Tip 5: Stay away from aftermarket

Very similar to tip number 4, we would recommend staying clear of anything that is considered aftermarket. This includes adding gems to the watch by drilling holes into the metal itself. Other things we would recommend staying clear from are after-market bezels or dials. While these are not permanent, they are unnecessary and will require you to keep hold of the original parts later.

Tip 6: Beware of water damage

One of the costliest repairs for any Rolex watch is the frequent mistake to not screw the crown down properly before entering the water. I have unfortunately seen many watches that have had water creep into the movement and to put it simply, water and oil do not mix at all. This will lead to an extensive repair cost of around 7-10% of the value of the watch.
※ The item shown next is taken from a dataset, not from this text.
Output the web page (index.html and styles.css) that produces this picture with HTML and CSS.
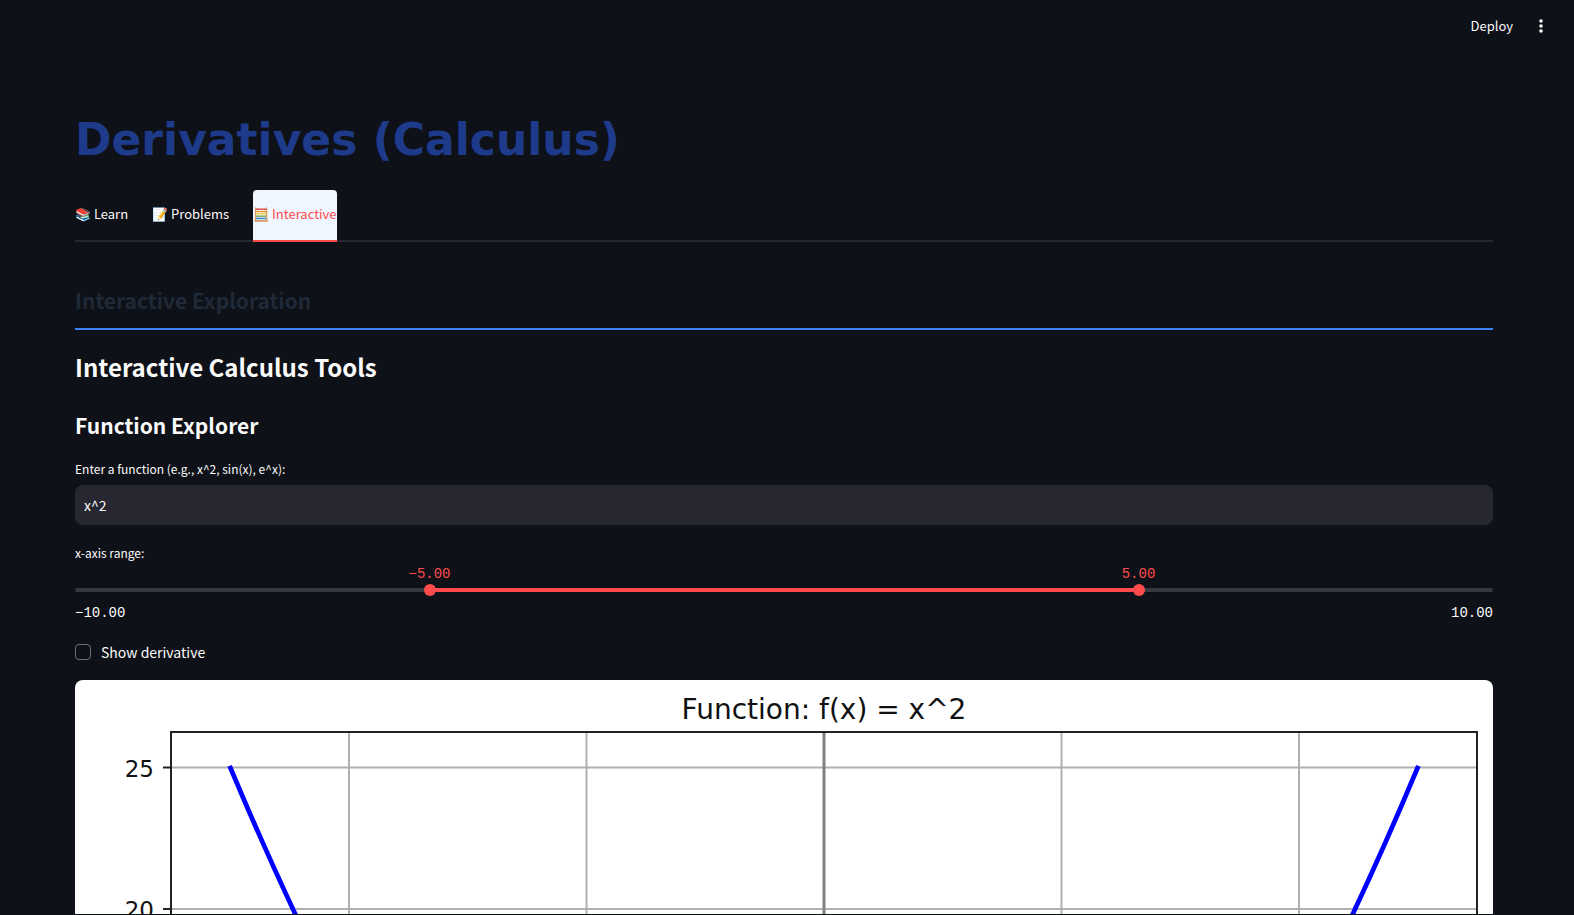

Tip 7: Don’t over-polish your watch!

As mentioned in tip number 2, a professional polish can cost between £100-£200 (depending on the metal), and frequent polish can create a domed mirror effect instead of a flat mirror effect. This is one of the few ways you can tell a watch has been over-polished or not polished correctly.

Another unfortunate outcome of amateur polishing is rounding the edges of the lugs. Some secondary market dealers would refer to the watch as being ‘sharp’. This generally means that the edges of the watch are sharp and have either not been polished or had a professional polish.

It’s hard to say if polishing affects the value as some buyers like their watch looking new, however, depending on the model and age, we would advise asking a second opinion before polishing your watch.

In conclusion

The general rule of thumb is to enjoy your watch but be mindful that keeping it in great condition will help you reduce any potential costs later on. After all, no one likes unexpected services or costly repair bills so by following these 7 tips you should be able to keep your watch in top condition for yourself to enjoy or move on to the next potential owner.